The New York Times reported last week that voters in that once-moribund city have approved tax increases that have “redeveloped the riverfront, renovated the fairgrounds and built a ballpark, sports arena, library, trolley system, and a mile-long canal. For the next 15 years, residents have voted to continue paying for renovation on all the city’s public schools … In December, residents approved a $777 million tax package for a 70-acre central park, convention center, streetcar system, aquatic centers, boating facilities and trails that will be built over the next nine years. “
Devon Energy, a local company made good, is helping fund some of the improvements, as well as erecting a 50-story office building in the heart of downtown.
“It’s pay as you go,” said Ronald J. Norick, who was Oklahoma City’s mayor from 1987 to 1998. “People can see where their money goes and what their money bought.”
After the collapse of the energy boom in the early 1980s, Oklahoma City struggled for well over a decade.
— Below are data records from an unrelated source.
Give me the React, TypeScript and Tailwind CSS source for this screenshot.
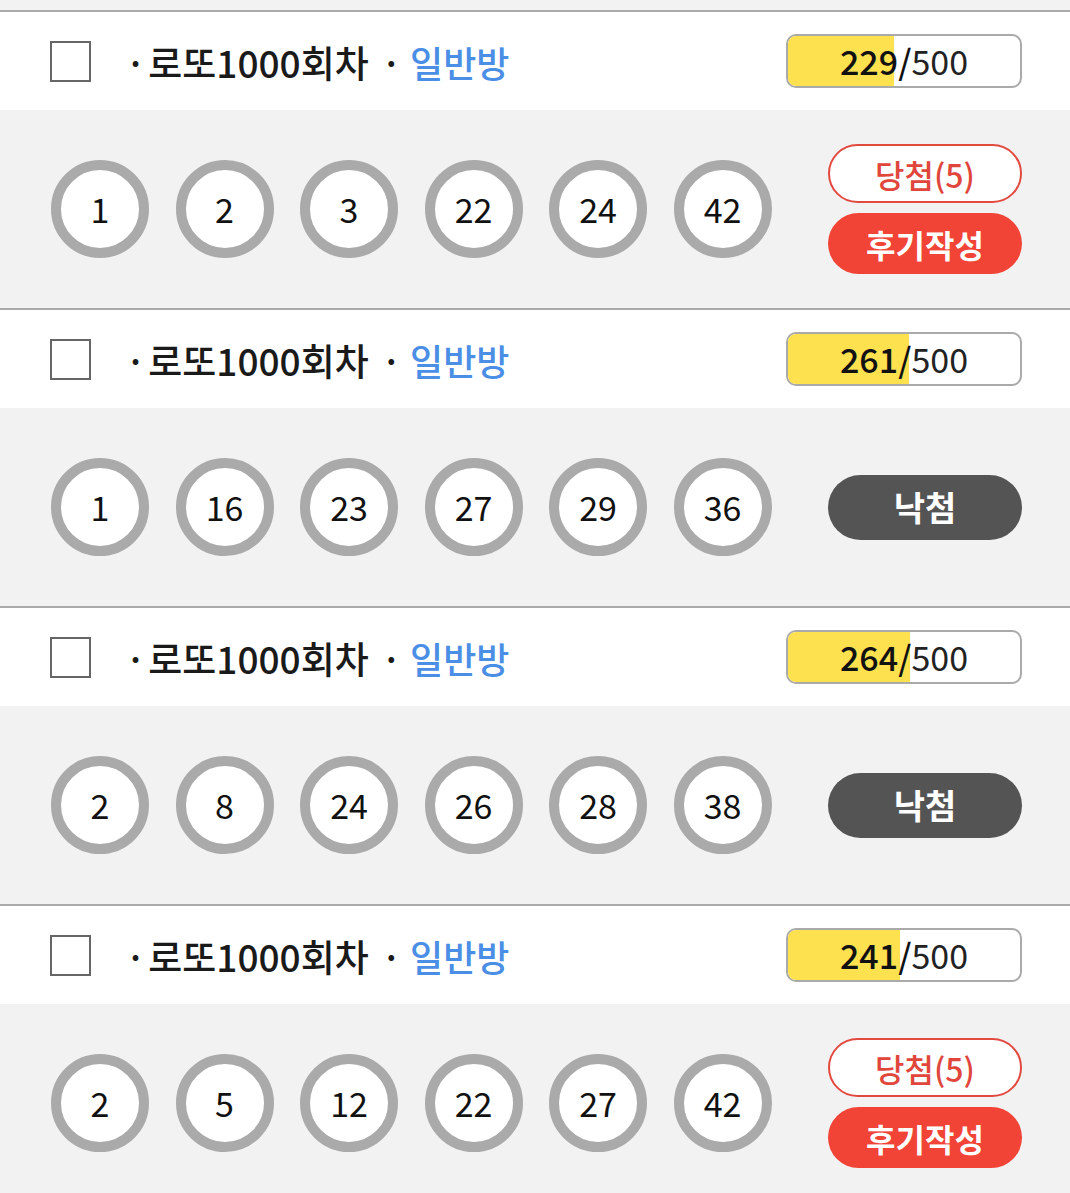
import React from "react";

type Ticket = {
  count: number;
  nums: number[];
  win: boolean;
};

const tickets: Ticket[] = [
  { count: 229, nums: [1, 2, 3, 22, 24, 42], win: true },
  { count: 261, nums: [1, 16, 23, 27, 29, 36], win: false },
  { count: 264, nums: [2, 8, 24, 26, 28, 38], win: false },
  { count: 241, nums: [2, 5, 12, 22, 27, 42], win: true },
];

const font = { fontFamily: '"Noto Sans CJK KR", "Noto Sans", sans-serif' };

function Progress({ value, max }: { value: number; max: number }) {
  return (
    <div className="relative w-[236px] h-[54px] rounded-[10px] border-2 border-[#aaa] bg-white overflow-hidden">
      <div
        className="absolute left-0 top-0 bottom-0 bg-[#fde14f]"
        style={{ width: `${(value / max) * 100}%` }}
      />
      <div className="relative h-full flex items-center justify-center text-[34px] leading-none text-[#111]">
        <span className="font-medium">{value}/</span>
        <span className="text-[#222]">{max}</span>
      </div>
    </div>
  );
}

function Ball({ n }: { n: number }) {
  return (
    <div className="w-[98px] h-[98px] rounded-full border-[10px] border-[#aaa] bg-white flex items-center justify-center text-[34px] leading-none text-[#111]">
      {n}
    </div>
  );
}

function TicketBlock({ t }: { t: Ticket }) {
  return (
    <div className="border-t-2 border-[#aaa]">
      {/* header row */}
      <div className="h-[98px] bg-white flex items-center pl-[50px] pr-[48px]">
        <div className="w-[41px] h-[41px] border-2 border-[#666] bg-white" />
        <div className="ml-[34px] pt-[3px] flex items-baseline text-[37px] leading-none font-medium text-[#1a1a1a]">
          <span>·</span>
          <span className="ml-[2px]">로또1000회차</span>
          <span className="ml-[12px]">·</span>
          <span className="ml-[8px] text-[#4a8ee6] text-[36px]">일반방</span>
        </div>
        <div className="ml-auto">
          <Progress value={t.count} max={500} />
        </div>
      </div>
      {/* numbers row */}
      <div className="h-[198px] bg-[#f2f2f2] flex items-center pl-[51px] pr-[48px]">
        <div className="flex gap-[26.5px]">
          {t.nums.map((n, i) => (
            <Ball key={i} n={n} />
          ))}
        </div>
        <div className="ml-auto w-[194px] flex flex-col gap-[10px]">
          {t.win ? (
            <>
              <div className="h-[59px] rounded-full border-2 border-[#e24a40] bg-white text-[#e0463c] text-[32px] leading-none font-medium flex items-center justify-center">
                당첨(5)
              </div>
              <div className="h-[61px] rounded-full bg-[#f24337] text-white text-[32px] leading-none font-bold flex items-center justify-center">
                후기작성
              </div>
            </>
          ) : (
            <div className="h-[65px] rounded-full bg-[#545454] text-white text-[34px] leading-none font-bold flex items-center justify-center">
              낙첨
            </div>
          )}
        </div>
      </div>
    </div>
  );
}

export default function App() {
  return (
    <div className="bg-[#f2f2f2] pt-[10px] h-[1193px] overflow-hidden" style={font}>
      {tickets.map((t, i) => (
        <TicketBlock key={i} t={t} />
      ))}
    </div>
  );
}
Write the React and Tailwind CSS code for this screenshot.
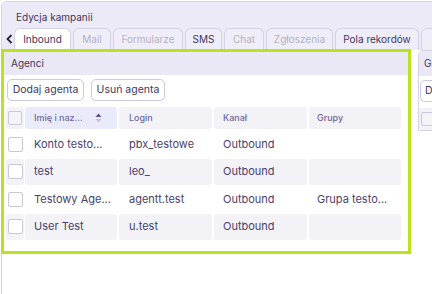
import React from "react";

const tabs = [
  { label: "Inbound", w: 57, active: true },
  { label: "Mail", w: 38, disabled: true },
  { label: "Formularze", w: 70, disabled: true },
  { label: "SMS", w: 37 },
  { label: "Chat", w: 40, disabled: true },
  { label: "Zgłoszenia", w: 67, disabled: true },
  { label: "Pola rekordów", w: 84 },
  { label: "Xyz", w: 40 },
];

const rows = [
  { name: "Konto testo...", login: "pbx_testowe", kanal: "Outbound", grupy: "" },
  { name: "test", login: "leo_", kanal: "Outbound", grupy: "" },
  { name: "Testowy Age...", login: "agentt.test", kanal: "Outbound", grupy: "Grupa testo..." },
  { name: "User Test", login: "u.test", kanal: "Outbound", grupy: "" },
];

function Checkbox() {
  return <div className="w-[15px] h-[15px] rounded-[2px] border border-[#c9c8de] bg-white" />;
}

function SortIcon() {
  return (
    <svg width="7" height="10" viewBox="0 0 7 10" className="ml-auto mr-[15px]">
      <path d="M3.5 0.5 L6.5 4 L0.5 4 Z" fill="#5d5380" />
      <path d="M3.5 9.5 L6.5 6 L0.5 6 Z" fill="#c5c3d6" />
    </svg>
  );
}

export default function App() {
  return (
    <div
      className="w-[432px] h-[294px] overflow-hidden bg-white relative"
      style={{ fontFamily: "Inter, 'Liberation Sans', sans-serif" }}
    >
      <div className="ml-px mt-px w-[460px] h-[320px] border border-[#d3d2e6] rounded-tl-[6px] bg-white">
        {/* header */}
        <div className="bg-[#ebeaf6] rounded-tl-[6px]">
          <div className="h-[26px] pl-[14px] pt-[9px] text-[10px] leading-[12px] text-[#3f3560]">
            Edycja kampanii
          </div>
          <div className="flex items-end h-[22px]">
            <div className="w-[13px] h-[22px] flex items-center justify-center">
              <svg width="7" height="10" viewBox="0 0 7 10" className="ml-[4px]">
                <path d="M5.5 1 L1.5 5 L5.5 9" stroke="#2a2340" strokeWidth="1.8" fill="none" />
              </svg>
            </div>
            <div className="flex gap-[2px] ml-px">
              {tabs.map((t) => (
                <div
                  key={t.label}
                  style={{ width: t.w }}
                  className={
                    "h-[22px] shrink-0 rounded-t-[6px] border border-b-0 border-[#d3d2e6] flex items-center justify-center text-[10px] " +
                    (t.active
                      ? "bg-white text-[#3f3560]"
                      : t.disabled
                      ? "bg-[#efeef8] text-[#b3b2c2]"
                      : "bg-[#efeef8] text-[#3f3560]")
                  }
                >
                  {t.label}
                </div>
              ))}
            </div>
          </div>
        </div>

        {/* body */}
        <div className="flex items-start">
          <div className="-ml-px mt-[-1px] w-[410px] h-[205px] shrink-0 border-[3px] border-[#b8e41f] bg-white flex flex-col">
            <div className="h-[23px] bg-[#e9e8f4] pl-[7px] flex items-center text-[10px] text-[#3f3560]">
              Agenci
            </div>
            <div className="flex gap-[7px] pl-[3px] mt-[4px]">
              <div className="h-[22px] w-[77px] rounded-[5px] border border-[#cbcae0] bg-white flex items-center justify-center text-[10.5px] text-[#3f3560]">
                Dodaj agenta
              </div>
              <div className="h-[22px] w-[74px] rounded-[5px] border border-[#cbcae0] bg-white flex items-center justify-center text-[10.5px] text-[#3f3560]">
                Usuń agenta
              </div>
            </div>
            <div className="pl-[2px] mt-[6px] flex flex-col gap-[1.5px]">
              {/* header row */}
              <div className="flex h-[22px] text-[9px] font-medium text-[#73699a]">
                <div className="w-[18px] rounded-[3px] bg-[#f2f2f7] flex items-center justify-center">
                  <div className="w-[14px] h-[14px] rounded-[2px] border border-[#c9c8de] bg-[#f4f4f8]" />
                </div>
                <div className="ml-px w-[92px] rounded-[3px] bg-[#e9eafa] flex items-center pl-[9px]">
                  Imię i naz...
                  <SortIcon />
                </div>
                <div className="ml-[2px] w-[93px] rounded-[3px] bg-[#f2f2f7] flex items-center pl-[10px]">Login</div>
                <div className="ml-[2px] w-[93px] rounded-[3px] bg-[#f2f2f7] flex items-center pl-[9px]">Kanał</div>
                <div className="ml-[2px] w-[92px] rounded-[3px] bg-[#f2f2f7] flex items-center pl-[8px]">Grupy</div>
              </div>
              {rows.map((r, i) => {
                const bg = i % 2 === 1 ? "bg-[#f2f2f7]" : "bg-white";
                return (
                  <div key={i} className={"flex h-[26px] text-[11px] text-[#4a3f6d] " + (i === 0 ? "mt-[0.5px]" : "")}>
                    <div className={"w-[18px] rounded-[3px] flex items-center justify-center " + bg}>
                      <Checkbox />
                    </div>
                    <div className={"ml-px w-[92px] rounded-[3px] flex items-center pl-[9px] " + bg}>{r.name}</div>
                    <div className={"ml-[2px] w-[93px] rounded-[3px] flex items-center pl-[10px] " + bg}>{r.login}</div>
                    <div className={"ml-[2px] w-[93px] rounded-[3px] flex items-center pl-[9px] " + bg}>{r.kanal}</div>
                    <div className={"ml-[2px] w-[92px] rounded-[3px] flex items-center pl-[8px] " + bg}>{r.grupy}</div>
                  </div>
                );
              })}
            </div>
          </div>

          {/* right panel */}
          <div className="ml-[7px] w-[200px] shrink-0 border border-[#d3d2e6] rounded-tl-[5px] bg-white">
            <div className="h-[25px] bg-[#e9e8f4] pl-[5px] flex items-center text-[10px] text-[#3f3560]">
              Grupy
            </div>
            <div className="pl-[1px] mt-[4px]">
              <div className="h-[22px] w-[77px] rounded-[5px] border border-[#cbcae0] bg-white flex items-center pl-[4px] text-[10.5px] text-[#3f3560]">
                Dodaj grupę
              </div>
            </div>
            <div className="flex mt-[6px] h-[22px]">
              <div className="w-[18px] rounded-[3px] bg-[#f2f2f7] flex items-center justify-center">
                <div className="w-[14px] h-[14px] rounded-[2px] border border-[#c9c8de] bg-[#f4f4f8]" />
              </div>
            </div>
          </div>
        </div>
      </div>
    </div>
  );
}
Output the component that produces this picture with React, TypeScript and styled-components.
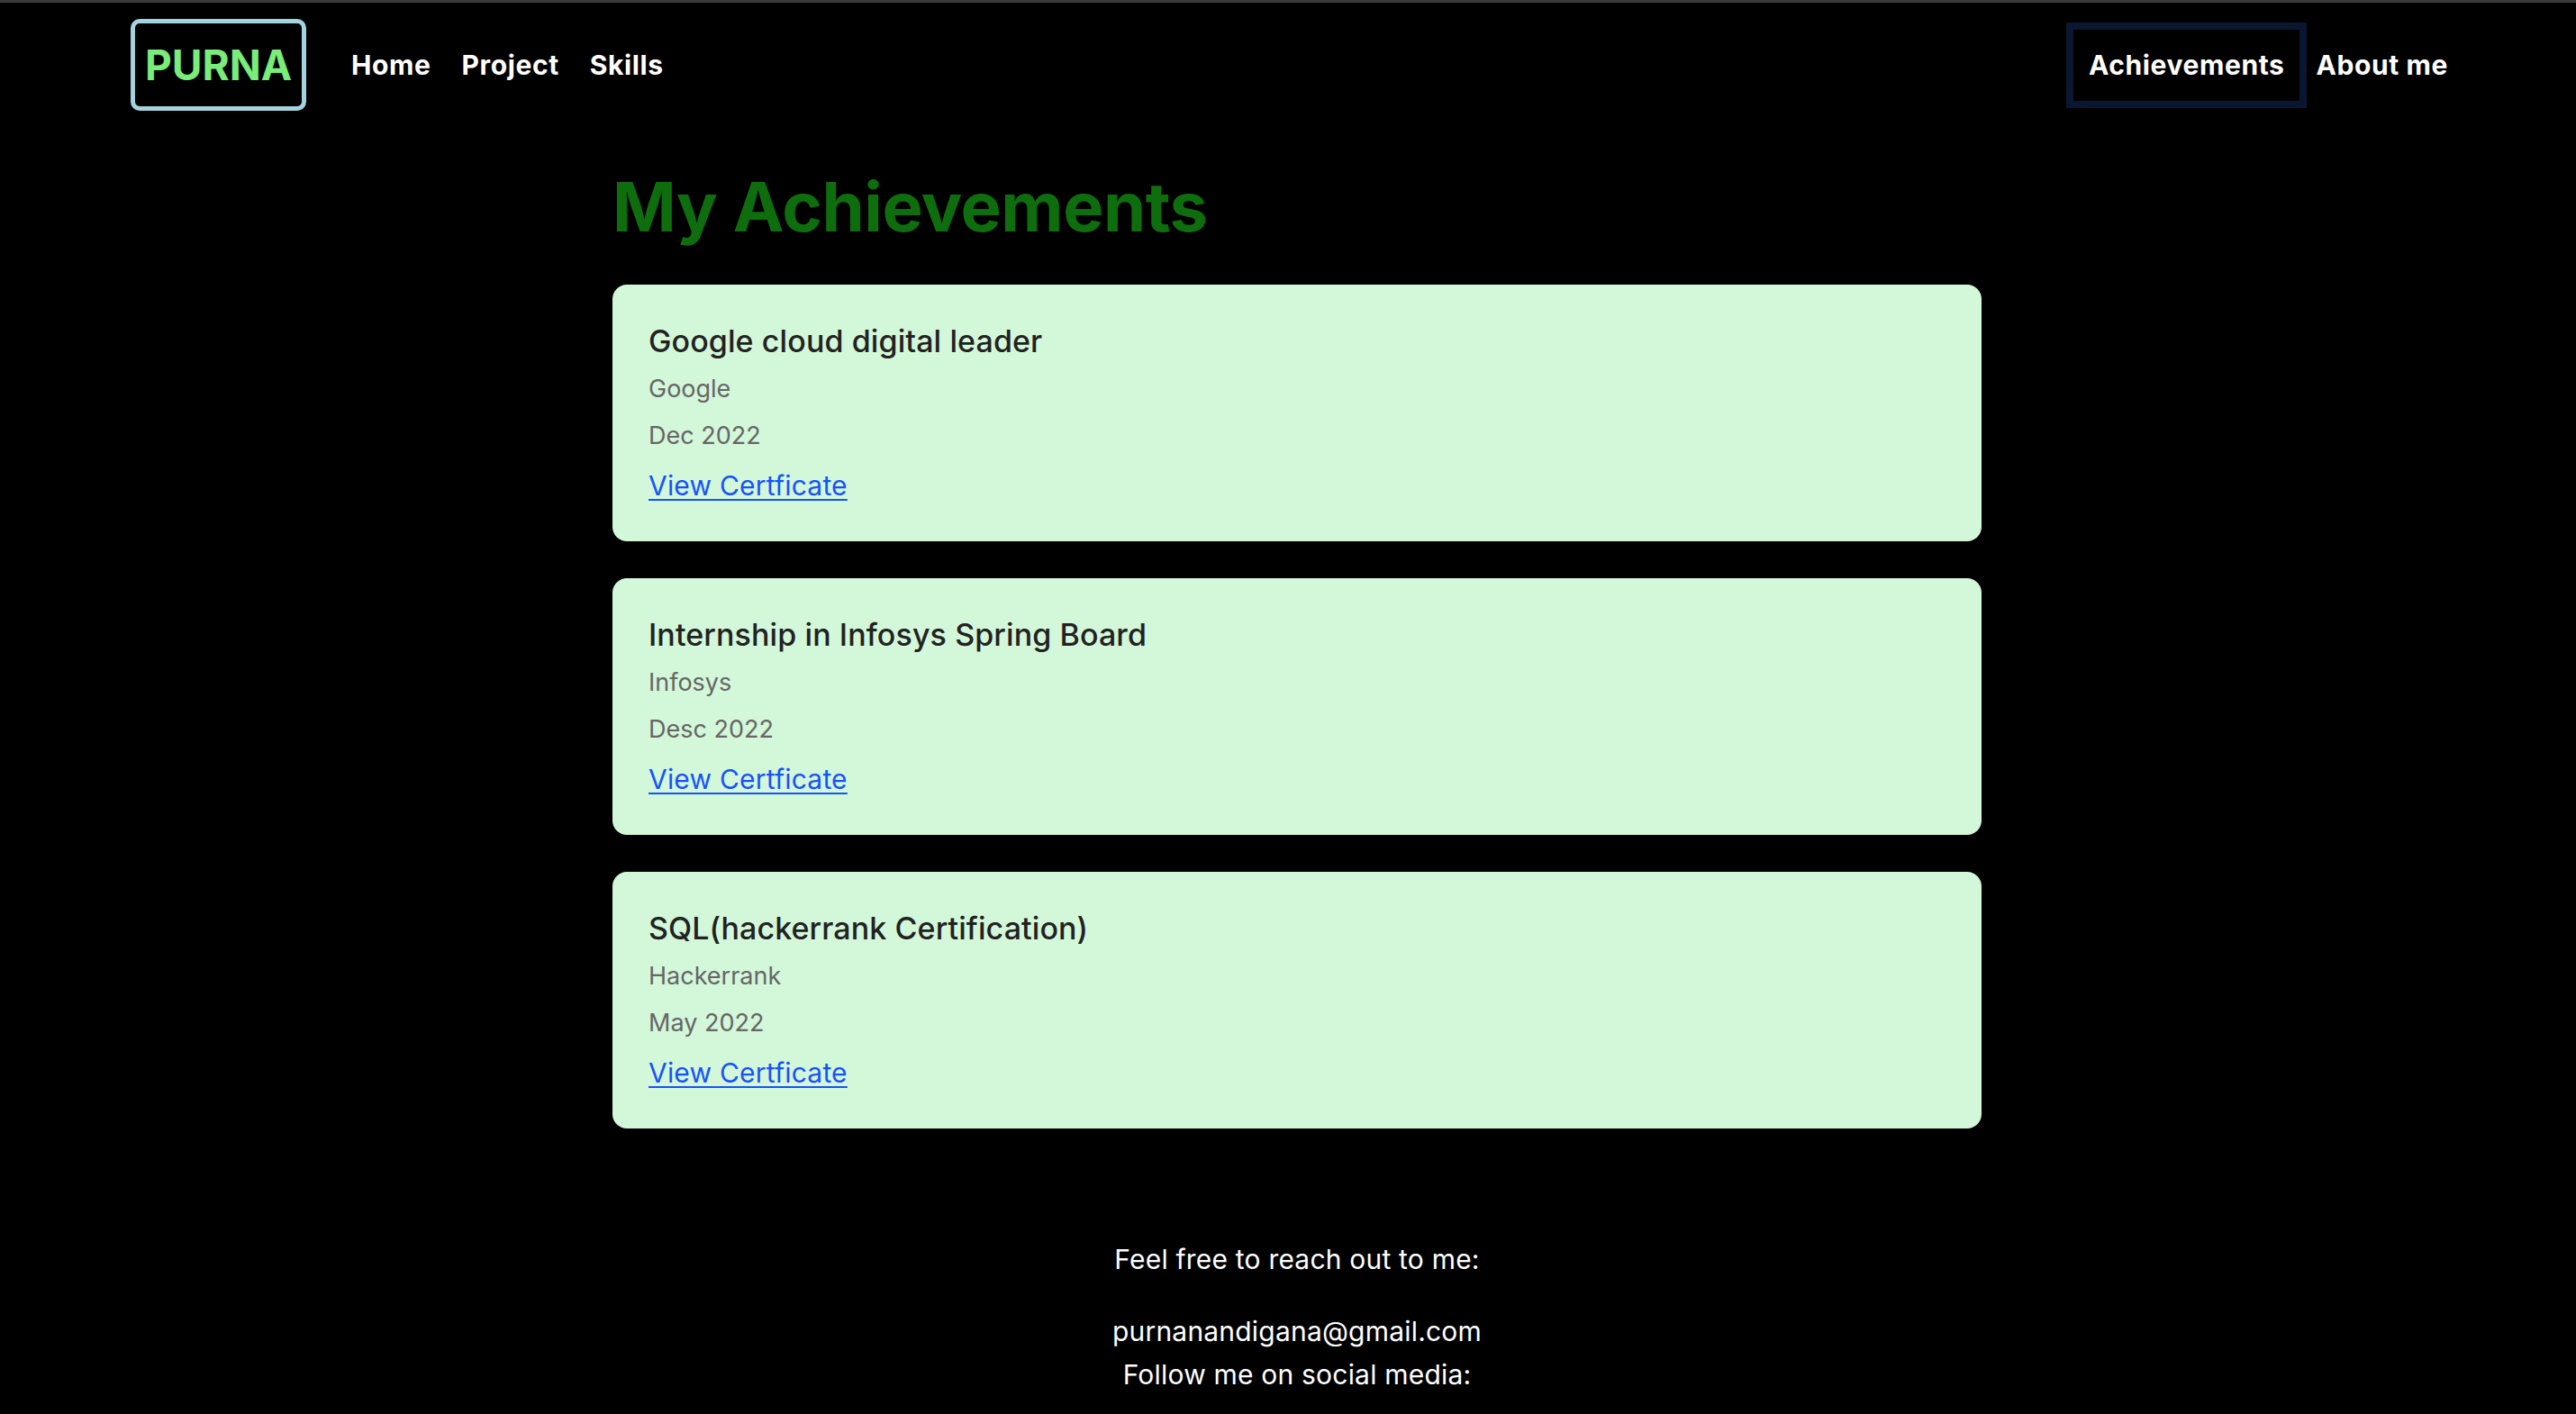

Unemployment was around 10 percent, the only hotel downtown was on the verge of closing and the convention center’s roof leaked.
“Our city was dying. You could shoot a cannon at 5 p.m., and you wouldn’t hit anybody,” Mr. Norick said.
Of course, we don’t have those problems. If you don’t have a convention center, you don’t have to worry about leaky roofs. And our downtown revelers have scored plenty of hits with cheap sidearms — no cannons needed.